The complex conjugate of a number is itself a complex number that has the exact same real part and an imaginary part equal in magnitude but opposite in sign. For example the complex conjugate for the number $3 + 2i$ is $3 - 2i$.

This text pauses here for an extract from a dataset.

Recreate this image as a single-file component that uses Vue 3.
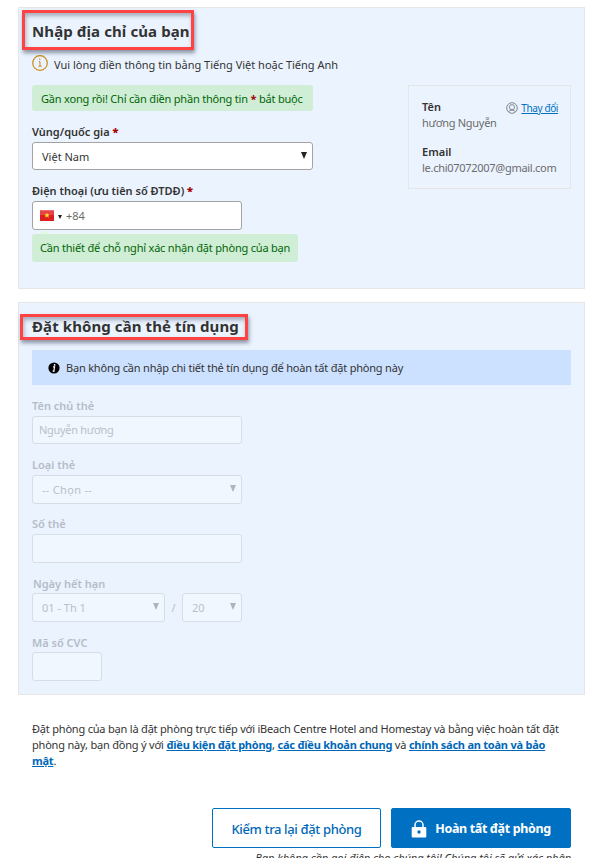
<script setup>
import { ref } from 'vue'

const country = ref('Việt Nam')
const holder = ref('Nguyễn hương')
const email = ref('le.chi07072007@gmail.com')
</script>

<template>
  <main class="page">
    <section class="panel address">
      <h2><span class="title-one">Nhập địa chỉ của bạn</span></h2>
      <div class="mark mark-one"></div>
      <div class="hint">
        <svg width="16" height="16" viewBox="0 0 16 16" fill="none" stroke="#c98b16">
          <circle cx="8" cy="8" r="7.3" stroke-width="1.2" />
          <path d="M6.7 6.7H8v4.2M6.5 11.2h3.2" />
          <circle cx="7.8" cy="4.3" r=".7" fill="#c98b16" stroke="none" />
        </svg>
        <span class="hint-text">Vui lòng điền thông tin bằng Tiếng Việt hoặc Tiếng Anh</span>
      </div>
      <div class="columns">
        <div class="fields">
          <div class="success almost"><span>Gần xong rồi! Chỉ cần điền phần thông tin <b>*</b> bắt buộc</span></div>
          <label class="country-label">Vùng/quốc gia <b>*</b></label>
          <div class="field select country"><span>{{ country }}</span><i class="arrow"></i></div>
          <label class="phone-label">Điện thoại (ưu tiên số ĐTDĐ) <b>*</b></label>
          <div class="field phone">
            <svg width="14" height="11" viewBox="0 0 14 11">
              <rect width="14" height="11" fill="#dc2020" />
              <rect width="14" height="4" fill="#ed6a6a" />
              <rect y="1" width="14" height="4" fill="#e64444" />
              <path fill="#ffe52c" d="M7 2.7l.8 1.9h2L8.2 5.8l.6 2L7 6.6l-1.8 1.2.6-2-1.6-1.2h2z" />
            </svg>
            <i class="arrow small"></i>
            <span>+84</span>
          </div>
          <div class="success needed"><span>Cần thiết để chỗ nghỉ xác nhận đặt phòng của bạn</span></div>
        </div>
        <aside class="contact">
          <div class="contact-head">
            <strong>Tên</strong>
            <a class="change">
              <svg width="12" height="12" viewBox="0 0 12 12" fill="none" stroke="#777b82" stroke-width=".9">
                <circle cx="6" cy="6" r="5.3" />
                <circle cx="6" cy="5.2" r="2.6" />
                <path d="M2.6 9.8c.8-1.4 2-1.6 3.4-1.6s2.6.2 3.4 1.6" />
              </svg>
              <u>Thay đổi</u>
            </a>
          </div>
          <p class="person">hương Nguyễn</p>
          <strong class="email-label">Email</strong>
          <p class="email">{{ email }}</p>
        </aside>
      </div>
    </section>

    <section class="panel card">
      <h2><span class="title-two">Đặt không cần thẻ tín dụng</span></h2>
      <div class="mark mark-two"></div>
      <div class="notice">
        <svg width="12" height="12" viewBox="0 0 12 12">
          <circle cx="6" cy="6" r="5.6" fill="#000" />
          <path d="M5 4.9h1.6L5.8 9M4.7 9.1h2" fill="none" stroke="#fff" stroke-width="1.2" />
          <circle cx="6.6" cy="2.9" r=".9" fill="#fff" />
        </svg>
        <span>Bạn không cần nhập chi tiết thẻ tín dụng để hoàn tất đặt phòng này</span>
      </div>
      <div class="disabled">
        <label class="l-holder">Tên chủ thẻ</label>
        <div class="field holder"><span>{{ holder }}</span></div>
        <label class="l-type">Loại thẻ</label>
        <div class="field select"><span class="choose">-- Chọn --</span><i class="arrow"></i></div>
        <label>Số thẻ</label>
        <div class="field"></div>
        <label class="l-expiry">Ngày hết hạn</label>
        <div class="expiry">
          <div class="field select month"><span>01 - Th 1</span><i class="arrow"></i></div>
          <span class="slash">/</span>
          <div class="field select year"><span>20</span><i class="arrow"></i></div>
        </div>
        <label class="l-cvc">Mã số CVC</label>
        <div class="field cvc"></div>
      </div>
    </section>

    <div class="terms">
      <div>Đặt phòng của bạn là đặt phòng trực tiếp với iBeach Centre Hotel and Homestay và bằng việc hoàn tất đặt</div>
      <div>phòng này, bạn đồng ý với <a>điều kiện đặt phòng</a>, <a>các điều khoản chung</a> và <a>chính sách an toàn và bảo</a></div>
      <div><a>mật</a>.</div>
    </div>

    <div class="actions">
      <button class="check"><span>Kiểm tra lại đặt phòng</span></button>
      <button class="finish">
        <svg width="16" height="18" viewBox="0 0 16 18">
          <path d="M4 8V5a4 4 0 0 1 8 0v3" fill="none" stroke="#fff" stroke-width="1.5" />
          <rect x=".7" y="7" width="14.6" height="10.4" rx="1" fill="#fff" />
          <circle cx="8" cy="12" r="1.7" fill="#0071c2" />
        </svg>
        <span>Hoàn tất đặt phòng</span>
      </button>
    </div>
    <p class="footnote">Bạn không cần gọi điện cho chúng tôi! Chúng tôi sẽ gửi xác nhận</p>
  </main>
</template>

<style>
body {
  margin: 0;
  background: #fff;
  overflow: hidden;
}
</style>

<style scoped>
* {
  box-sizing: border-box;
}
.page {
  width: 610px;
  height: 858px;
  padding: 7px 25px 0 18px;
  overflow: hidden;
  font: 11px/16px "Noto Sans", "Open Sans", sans-serif;
  color: #333;
  white-space: nowrap;
}
svg {
  display: block;
  flex: none;
}
.panel {
  position: relative;
  width: 567px;
  padding: 0 13px;
  border: 1px solid #e6e6e6;
  background: #ebf3ff;
}
.address {
  height: 282px;
}
.card {
  height: 393px;
  margin-top: 13px;
}
h2 {
  margin: 0;
  height: 47px;
  padding-top: 11px;
  font-size: 15px;
  line-height: 24px;
  font-weight: 700;
  letter-spacing: .09px;
}
.mark {
  position: absolute;
  border: 3px solid #ff4343;
  box-shadow: 1px 3px 4px rgba(60, 70, 90, .55), inset 1px 3px 4px rgba(60, 70, 90, .4);
}
.mark-one {
  left: 3px;
  top: 2px;
  width: 172px;
  height: 40px;
}
.mark-two {
  left: 1px;
  top: 11px;
  width: 228px;
  height: 26px;
}
.hint {
  display: flex;
  gap: 6px;
  height: 30px;
}
.hint-text {
  padding-top: 2px;
}
.columns {
  display: flex;
  justify-content: space-between;
  align-items: flex-start;
}
.success {
  display: flex;
  align-items: center;
  padding-left: 8px;
  border-radius: 3px;
  background: #d0edd5;
  color: #006607;
  letter-spacing: -.2px;
}
b {
  color: #a30000;
}
.almost {
  width: 281px;
  height: 26px;
  padding: 1px 0 0 9px;
}
.needed {
  position: relative;
  width: 266px;
  height: 28px;
  margin-top: 4px;
}
.needed::before {
  content: "";
  position: absolute;
  left: 8px;
  top: -4px;
  border: 4px solid transparent;
  border-top: 0;
  border-bottom-color: #e0fadf;
}
label {
  display: block;
  font-weight: 600;
  line-height: 16px;
}
.country-label,
.phone-label {
  padding: 13px 0 2px;
}
.field {
  display: flex;
  align-items: center;
  width: 210px;
  height: 29px;
  border: 1px solid #a3a3a3;
  border-radius: 3px;
  background: #fff;
}
.select {
  justify-content: space-between;
  padding: 0 5px 0 9px;
}
.country {
  width: 281px;
  height: 28px;
  padding-top: 1px;
}
.arrow {
  width: 0;
  height: 0;
  margin-top: -2px;
  border: 3.5px solid transparent;
  border-top: 7px solid #222;
  border-bottom: 0;
}
.arrow.small {
  margin: 2px 4px 0 4px;
  border-width: 4px 2.5px 0;
}
.phone {
  padding-left: 7px;
  color: #6b6b6b;
}
.contact {
  width: 163px;
  height: 104px;
  padding: 13px 12px 0 13px;
  border: 1px solid #e6e6e6;
}
.contact-head {
  display: flex;
  justify-content: space-between;
  height: 16px;
}
.change {
  display: flex;
  align-items: center;
  gap: 3px;
  padding-top: 1px;
  font-size: 10px;
  letter-spacing: -.4px;
  color: #0071c2;
}
.contact p {
  margin: 0;
  color: #6b6b6b;
  letter-spacing: -.28px;
}
.email-label {
  display: block;
  margin-top: 13px;
}
strong {
  font-weight: 600;
}
.notice {
  display: flex;
  align-items: center;
  gap: 6px;
  height: 35px;
  padding-left: 16px;
  background: #cce1ff;
  letter-spacing: -.2px;
}
.disabled label {
  height: 30px;
  padding-top: 12px;
  color: #b5bcc8;
}
.disabled .l-holder,
.disabled .l-type {
  height: 31px;
  padding-top: 13px;
}
.disabled .l-expiry {
  padding: 13px 0 0 1px;
}
.disabled .l-cvc {
  padding-top: 13px;
}
.disabled .field {
  border-color: #d7dce5;
  background: #f0f7ff;
  color: #b9bfc9;
}
.disabled .holder {
  height: 28px;
  padding-left: 6px;
  letter-spacing: -.3px;
}
.choose {
  letter-spacing: .3px;
}
.disabled .arrow {
  border-top-color: #aeb4bd;
}
.expiry {
  display: flex;
  align-items: center;
}
.disabled .month {
  width: 133px;
}
.disabled .year {
  width: 60px;
}
.slash {
  width: 17px;
  text-align: center;
  color: #b9bfc9;
}
.disabled .cvc {
  width: 70px;
}
.terms {
  margin: 26px 0 0 14px;
  letter-spacing: -.2px;
}
.terms a {
  color: #0068b8;
  font-weight: 700;
  text-decoration: underline;
  letter-spacing: -.23px;
}
.actions {
  display: flex;
  justify-content: flex-end;
  gap: 10px;
  margin: 39px 14px 0 0;
}
button {
  display: flex;
  align-items: center;
  justify-content: center;
  height: 40px;
  padding: 2px 0 0;
  border: 1px solid #0071c2;
  border-radius: 2px;
  font: 500 13px/20px "Noto Sans", "Open Sans", sans-serif;
  letter-spacing: -.36px;
}
.check {
  width: 169px;
  background: #fff;
  color: #0068b8;
}
.finish {
  gap: 8px;
  width: 180px;
  background: #0071c2;
  color: #fff;
  font-size: 12.5px;
  font-weight: 700;
}
.footnote {
  margin: 2px 14px 0 0;
  text-align: right;
  font-style: italic;
  letter-spacing: -.03px;
}
</style>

As an example, say that matrix **A** was
$$
\mathbf{A} = \begin{bmatrix}
1 & 3+i & -2+3i \\
0 & 4 & 0-i \\
\end{bmatrix}
$$
The conjugate transpose of **A**, symbolized as $\mathbf{A}^*$, can be found by first computing the transpose of **A**, and then finding the complex conjugate of each element in the transpose.
$$
\mathbf{A}^{\intercal} = \begin{bmatrix}
1 & 0 \\
3+i0 & 4 \\
-2+3i & 0-i
\end{bmatrix}
$$
And,
$$
\mathbf{A}^{*} = \begin{bmatrix}
1 & 0 \\
3-i0 & 4 \\
-2-3i & 0+i
\end{bmatrix}
$$
:::fyi
Many texts just present the notation for the Cholesky decomposition as $\mathbf{A}=\mathbf{LL}^\intercal$, rather than $\mathbf{A}=\mathbf{LL}^*$. This is because they make the further assumption that all the elements in **A** are real numbers. In that case, $\mathbf{L}^*=\mathbf{L}^\intercal$. We will make that assumption and use that notation moving forward.
:::
<br />
## Example of Cholesky Decomposition
Say we wanted to compute a Cholsky decomposition on a $2 \times 2$ symmetric matrix:
$$
\underset{2\times 2}{\mathbf{A}} = \begin{bmatrix}
5 & -4 \\
-4 & 5 \\
\end{bmatrix}
$$
The Cholesky decomposition would factor **A** into the following:
$$
\begin{split}
\underset{2\times 2}{\mathbf{A}} &= \underset{2\times 2}{\mathbf{L}}~\underset{2\times 2}{\mathbf{L}^\intercal}\\[1em]
\begin{bmatrix}
5 & -4 \\
-4 & 5 \\
\end{bmatrix} &= \begin{bmatrix}
l_{11} & 0 \\
l_{21} & l_{22} \\
\end{bmatrix} \begin{bmatrix}
l_{11} & l_{21} \\
0 & l_{22} \\
\end{bmatrix}
\end{split}
$$
Carrying out the matrix algebra we have the following three unique equations:
$$
\begin{split}
5 &= l_{11}(l_{11}) \\[0.5em]
-4 &= l_{11}(l_{21}) \\[0.5em]
5 &= l_{21}(l_{21}) + l_{22}(l_{22})
\end{split}
$$
Since we have three equations with three unknowns we can solve for each element in **L**.
$$
\begin{split}
l_{11} &= \sqrt{5} \approx 2.24\\[0.5em]
l_{21} &= \dfrac{-4}{\sqrt{5}} \approx -1.79 \\[0.5em]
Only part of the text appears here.